The Euro broke out of downward sloping trend line resistance on Wednesday and continues to experience upward momentum on Thursday. Friday’s inflation release will give investors an idea of how much pressure will be placed on the ECB to loosen rates if a deflationary spiral has taken hold.

The Euro began to move higher on Wednesday after the Federal Reserve released its FOMC meeting minutes which showed that the central bank was far away from tightening rates, a far cry from what was expected. Yellen’s comments post her first press conference led investors to believe that the central bank was considering a rate hike imminently following the end of the bond purchase program but this does not seem to be the case.
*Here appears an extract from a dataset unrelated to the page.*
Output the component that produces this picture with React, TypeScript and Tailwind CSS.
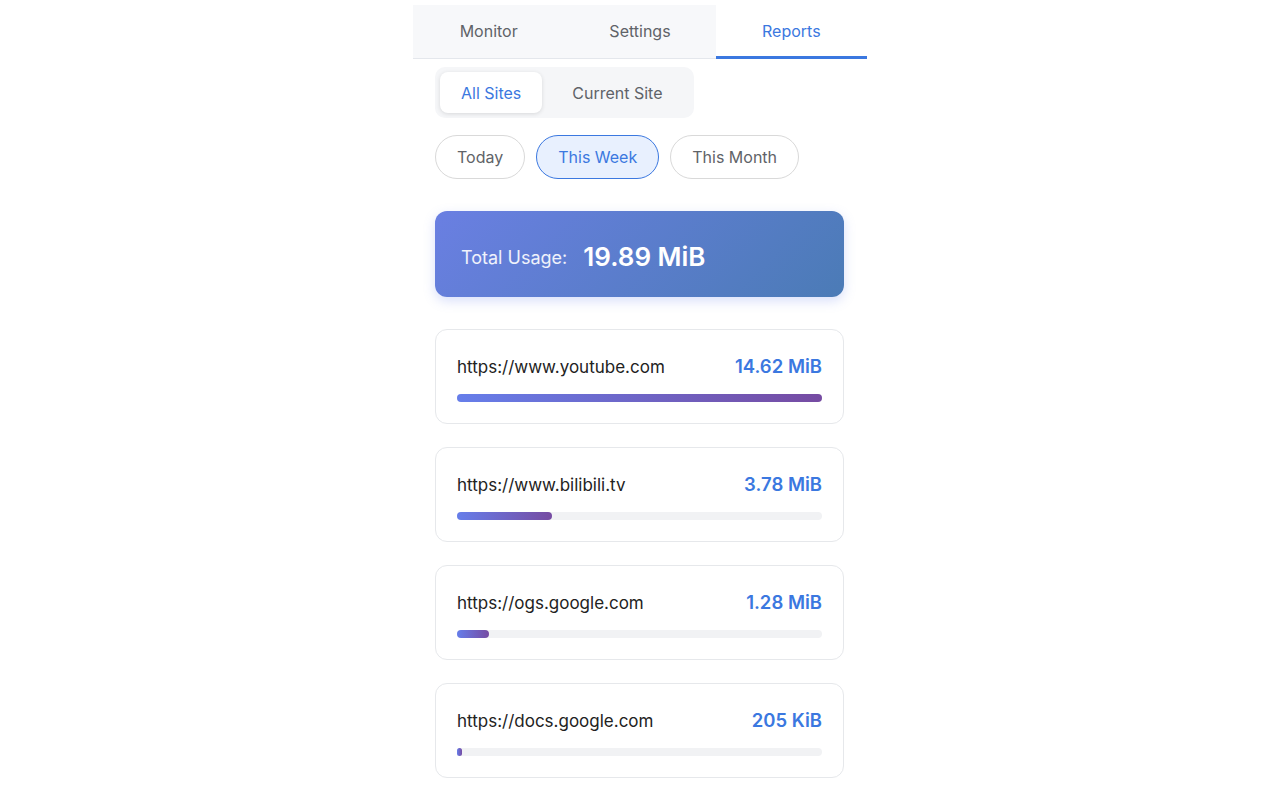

With rate hikes pushed out, short term interest rates in the US declined, allowing the interest rate differential between the US and Germany to edge lower, pushing the forward curve in Germany’s favor and allowing the currency pair to move higher. A stronger than expected inflation figure, which is scheduled to be released tomorrow in the EU, could drive the currency pair above horizontal trend line resistance near 1.3967. Support on the currency pair is seen near the 10-day moving average near 1.3776.


Momentum on the currency pair has turned positive, as the MACD (moving average convergence divergence) index has generated a buy signal. This occurs when the spread (the 12-day moving average minus the 26-day moving average) crosses above the 9-day moving average of the spread. The index moved from negative to positive territory confirming the buy signal. The RSI (relative strength index) which is an oscillator that measures momentum, moved higher with price action reflecting accelerating positive momentum, while printing near 59, which is on the upper end of the neutral range.